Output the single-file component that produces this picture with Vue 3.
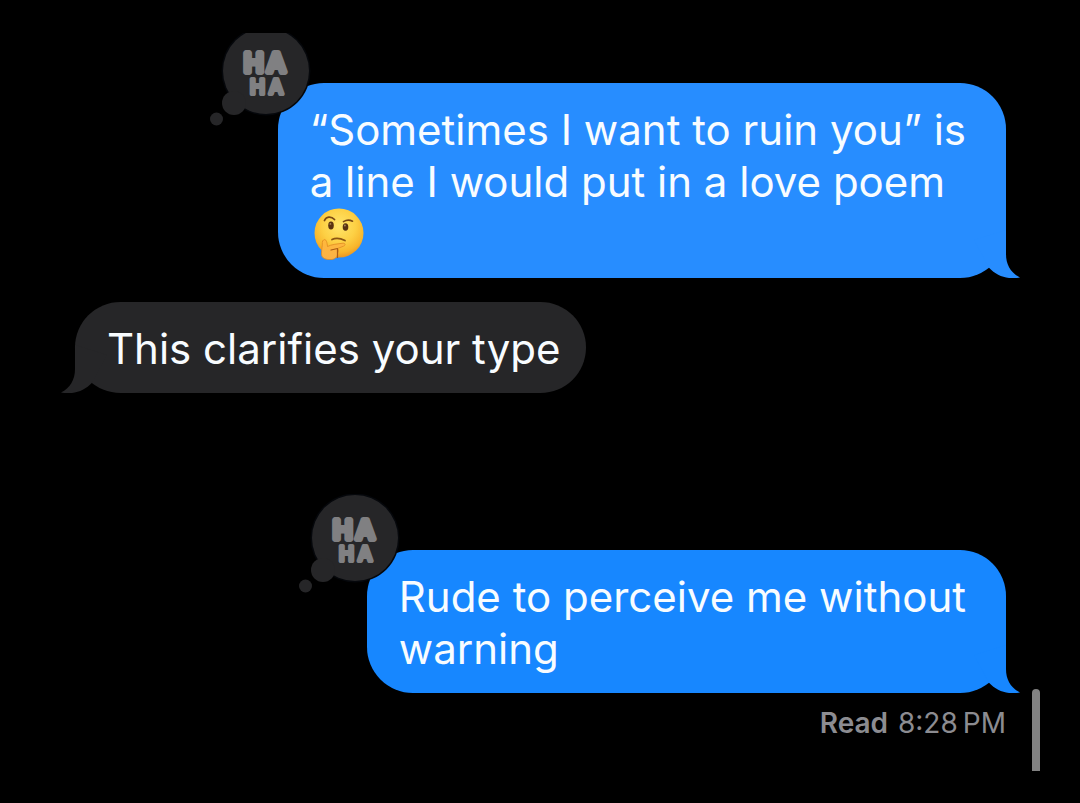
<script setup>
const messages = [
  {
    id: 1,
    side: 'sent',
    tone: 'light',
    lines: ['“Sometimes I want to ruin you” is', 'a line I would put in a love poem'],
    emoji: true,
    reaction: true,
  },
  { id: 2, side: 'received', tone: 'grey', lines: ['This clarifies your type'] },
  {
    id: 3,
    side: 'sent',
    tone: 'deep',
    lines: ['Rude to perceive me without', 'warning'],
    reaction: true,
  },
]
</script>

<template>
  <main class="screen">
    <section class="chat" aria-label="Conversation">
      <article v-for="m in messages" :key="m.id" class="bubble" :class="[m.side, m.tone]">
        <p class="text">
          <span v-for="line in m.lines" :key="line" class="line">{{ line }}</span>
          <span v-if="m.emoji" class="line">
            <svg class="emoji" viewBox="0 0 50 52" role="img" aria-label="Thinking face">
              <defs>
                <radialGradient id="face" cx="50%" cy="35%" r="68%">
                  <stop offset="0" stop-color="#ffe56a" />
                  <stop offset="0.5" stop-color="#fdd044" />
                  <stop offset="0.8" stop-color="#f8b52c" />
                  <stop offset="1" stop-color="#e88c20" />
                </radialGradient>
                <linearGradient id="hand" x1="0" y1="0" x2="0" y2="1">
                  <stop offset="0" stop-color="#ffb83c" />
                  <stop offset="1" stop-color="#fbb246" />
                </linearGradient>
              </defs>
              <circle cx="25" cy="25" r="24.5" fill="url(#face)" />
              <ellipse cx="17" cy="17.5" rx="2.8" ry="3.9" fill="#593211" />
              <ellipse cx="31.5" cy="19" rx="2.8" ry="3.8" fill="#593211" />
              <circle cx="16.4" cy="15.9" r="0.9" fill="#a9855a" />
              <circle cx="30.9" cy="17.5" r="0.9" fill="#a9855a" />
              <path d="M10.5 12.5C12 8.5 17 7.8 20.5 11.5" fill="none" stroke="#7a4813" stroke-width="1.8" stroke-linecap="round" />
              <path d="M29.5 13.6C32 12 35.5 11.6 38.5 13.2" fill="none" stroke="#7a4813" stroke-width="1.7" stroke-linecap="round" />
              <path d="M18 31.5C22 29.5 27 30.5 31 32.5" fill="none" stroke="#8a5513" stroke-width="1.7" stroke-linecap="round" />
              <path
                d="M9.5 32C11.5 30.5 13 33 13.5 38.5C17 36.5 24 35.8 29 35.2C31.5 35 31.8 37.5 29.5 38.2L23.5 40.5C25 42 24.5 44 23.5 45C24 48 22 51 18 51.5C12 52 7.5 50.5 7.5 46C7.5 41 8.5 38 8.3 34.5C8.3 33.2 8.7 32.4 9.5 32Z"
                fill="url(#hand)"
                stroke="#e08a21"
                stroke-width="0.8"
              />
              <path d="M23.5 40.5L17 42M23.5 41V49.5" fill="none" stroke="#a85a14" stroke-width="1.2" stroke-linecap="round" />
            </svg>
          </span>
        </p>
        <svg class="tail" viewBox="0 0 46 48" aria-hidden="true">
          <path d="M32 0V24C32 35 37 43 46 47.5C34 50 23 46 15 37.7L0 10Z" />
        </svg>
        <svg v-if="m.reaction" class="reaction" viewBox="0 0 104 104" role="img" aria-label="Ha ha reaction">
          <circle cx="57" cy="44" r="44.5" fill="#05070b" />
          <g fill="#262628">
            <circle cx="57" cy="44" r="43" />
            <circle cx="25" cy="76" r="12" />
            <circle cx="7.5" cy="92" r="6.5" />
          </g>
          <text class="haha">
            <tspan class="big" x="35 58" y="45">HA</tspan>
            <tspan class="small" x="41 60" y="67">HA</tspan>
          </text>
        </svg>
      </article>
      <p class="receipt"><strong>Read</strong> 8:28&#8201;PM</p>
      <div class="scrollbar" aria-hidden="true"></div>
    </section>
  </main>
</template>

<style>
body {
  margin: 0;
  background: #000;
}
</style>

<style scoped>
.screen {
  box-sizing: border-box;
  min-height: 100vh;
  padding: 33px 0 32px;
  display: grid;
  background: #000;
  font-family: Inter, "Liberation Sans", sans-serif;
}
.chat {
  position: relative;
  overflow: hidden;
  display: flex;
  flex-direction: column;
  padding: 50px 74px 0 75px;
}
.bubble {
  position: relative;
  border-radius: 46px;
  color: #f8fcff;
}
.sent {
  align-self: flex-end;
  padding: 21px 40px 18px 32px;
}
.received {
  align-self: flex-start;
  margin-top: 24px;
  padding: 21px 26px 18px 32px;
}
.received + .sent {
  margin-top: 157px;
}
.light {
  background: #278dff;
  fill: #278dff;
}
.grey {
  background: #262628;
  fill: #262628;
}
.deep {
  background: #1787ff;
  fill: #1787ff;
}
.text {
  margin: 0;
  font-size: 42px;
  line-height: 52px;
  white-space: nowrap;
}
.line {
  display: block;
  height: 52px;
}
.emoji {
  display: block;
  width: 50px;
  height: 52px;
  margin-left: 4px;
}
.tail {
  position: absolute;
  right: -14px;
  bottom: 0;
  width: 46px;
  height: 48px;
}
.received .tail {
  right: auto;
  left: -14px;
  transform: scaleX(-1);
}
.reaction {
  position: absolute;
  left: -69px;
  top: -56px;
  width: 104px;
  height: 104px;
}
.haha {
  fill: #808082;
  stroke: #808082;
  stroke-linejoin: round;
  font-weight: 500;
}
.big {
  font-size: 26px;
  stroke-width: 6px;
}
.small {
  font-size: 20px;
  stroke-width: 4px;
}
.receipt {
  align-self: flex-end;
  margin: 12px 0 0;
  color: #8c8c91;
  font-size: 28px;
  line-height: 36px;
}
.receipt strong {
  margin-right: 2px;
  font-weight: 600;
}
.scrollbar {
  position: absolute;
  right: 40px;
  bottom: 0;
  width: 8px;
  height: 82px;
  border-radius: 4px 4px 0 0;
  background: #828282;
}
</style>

----

__What to do__: Write out the whole listing again, exactly, with no pictures.

__Finished answer__:
Output the single-file component that produces this picture with Vue 3.
<script setup>
const messages = [
  {
    id: 1,
    side: 'sent',
    tone: 'light',
    lines: ['“Sometimes I want to ruin you” is', 'a line I would put in a love poem'],
    emoji: true,
    reaction: true,
  },
  { id: 2, side: 'received', tone: 'grey', lines: ['This clarifies your type'] },
  {
    id: 3,
    side: 'sent',
    tone: 'deep',
    lines: ['Rude to perceive me without', 'warning'],
    reaction: true,
  },
]
</script>

<template>
  <main class="screen">
    <section class="chat" aria-label="Conversation">
      <article v-for="m in messages" :key="m.id" class="bubble" :class="[m.side, m.tone]">
        <p class="text">
          <span v-for="line in m.lines" :key="line" class="line">{{ line }}</span>
          <span v-if="m.emoji" class="line">
            <svg class="emoji" viewBox="0 0 50 52" role="img" aria-label="Thinking face">
              <defs>
                <radialGradient id="face" cx="50%" cy="35%" r="68%">
                  <stop offset="0" stop-color="#ffe56a" />
                  <stop offset="0.5" stop-color="#fdd044" />
                  <stop offset="0.8" stop-color="#f8b52c" />
                  <stop offset="1" stop-color="#e88c20" />
                </radialGradient>
                <linearGradient id="hand" x1="0" y1="0" x2="0" y2="1">
                  <stop offset="0" stop-color="#ffb83c" />
                  <stop offset="1" stop-color="#fbb246" />
                </linearGradient>
              </defs>
              <circle cx="25" cy="25" r="24.5" fill="url(#face)" />
              <ellipse cx="17" cy="17.5" rx="2.8" ry="3.9" fill="#593211" />
              <ellipse cx="31.5" cy="19" rx="2.8" ry="3.8" fill="#593211" />
              <circle cx="16.4" cy="15.9" r="0.9" fill="#a9855a" />
              <circle cx="30.9" cy="17.5" r="0.9" fill="#a9855a" />
              <path d="M10.5 12.5C12 8.5 17 7.8 20.5 11.5" fill="none" stroke="#7a4813" stroke-width="1.8" stroke-linecap="round" />
              <path d="M29.5 13.6C32 12 35.5 11.6 38.5 13.2" fill="none" stroke="#7a4813" stroke-width="1.7" stroke-linecap="round" />
              <path d="M18 31.5C22 29.5 27 30.5 31 32.5" fill="none" stroke="#8a5513" stroke-width="1.7" stroke-linecap="round" />
              <path
                d="M9.5 32C11.5 30.5 13 33 13.5 38.5C17 36.5 24 35.8 29 35.2C31.5 35 31.8 37.5 29.5 38.2L23.5 40.5C25 42 24.5 44 23.5 45C24 48 22 51 18 51.5C12 52 7.5 50.5 7.5 46C7.5 41 8.5 38 8.3 34.5C8.3 33.2 8.7 32.4 9.5 32Z"
                fill="url(#hand)"
                stroke="#e08a21"
                stroke-width="0.8"
              />
              <path d="M23.5 40.5L17 42M23.5 41V49.5" fill="none" stroke="#a85a14" stroke-width="1.2" stroke-linecap="round" />
            </svg>
          </span>
        </p>
        <svg class="tail" viewBox="0 0 46 48" aria-hidden="true">
          <path d="M32 0V24C32 35 37 43 46 47.5C34 50 23 46 15 37.7L0 10Z" />
        </svg>
        <svg v-if="m.reaction" class="reaction" viewBox="0 0 104 104" role="img" aria-label="Ha ha reaction">
          <circle cx="57" cy="44" r="44.5" fill="#05070b" />
          <g fill="#262628">
            <circle cx="57" cy="44" r="43" />
            <circle cx="25" cy="76" r="12" />
            <circle cx="7.5" cy="92" r="6.5" />
          </g>
          <text class="haha">
            <tspan class="big" x="35 58" y="45">HA</tspan>
            <tspan class="small" x="41 60" y="67">HA</tspan>
          </text>
        </svg>
      </article>
      <p class="receipt"><strong>Read</strong> 8:28&#8201;PM</p>
      <div class="scrollbar" aria-hidden="true"></div>
    </section>
  </main>
</template>

<style>
body {
  margin: 0;
  background: #000;
}
</style>

<style scoped>
.screen {
  box-sizing: border-box;
  min-height: 100vh;
  padding: 33px 0 32px;
  display: grid;
  background: #000;
  font-family: Inter, "Liberation Sans", sans-serif;
}
.chat {
  position: relative;
  overflow: hidden;
  display: flex;
  flex-direction: column;
  padding: 50px 74px 0 75px;
}
.bubble {
  position: relative;
  border-radius: 46px;
  color: #f8fcff;
}
.sent {
  align-self: flex-end;
  padding: 21px 40px 18px 32px;
}
.received {
  align-self: flex-start;
  margin-top: 24px;
  padding: 21px 26px 18px 32px;
}
.received + .sent {
  margin-top: 157px;
}
.light {
  background: #278dff;
  fill: #278dff;
}
.grey {
  background: #262628;
  fill: #262628;
}
.deep {
  background: #1787ff;
  fill: #1787ff;
}
.text {
  margin: 0;
  font-size: 42px;
  line-height: 52px;
  white-space: nowrap;
}
.line {
  display: block;
  height: 52px;
}
.emoji {
  display: block;
  width: 50px;
  height: 52px;
  margin-left: 4px;
}
.tail {
  position: absolute;
  right: -14px;
  bottom: 0;
  width: 46px;
  height: 48px;
}
.received .tail {
  right: auto;
  left: -14px;
  transform: scaleX(-1);
}
.reaction {
  position: absolute;
  left: -69px;
  top: -56px;
  width: 104px;
  height: 104px;
}
.haha {
  fill: #808082;
  stroke: #808082;
  stroke-linejoin: round;
  font-weight: 500;
}
.big {
  font-size: 26px;
  stroke-width: 6px;
}
.small {
  font-size: 20px;
  stroke-width: 4px;
}
.receipt {
  align-self: flex-end;
  margin: 12px 0 0;
  color: #8c8c91;
  font-size: 28px;
  line-height: 36px;
}
.receipt strong {
  margin-right: 2px;
  font-weight: 600;
}
.scrollbar {
  position: absolute;
  right: 40px;
  bottom: 0;
  width: 8px;
  height: 82px;
  border-radius: 4px 4px 0 0;
  background: #828282;
}
</style>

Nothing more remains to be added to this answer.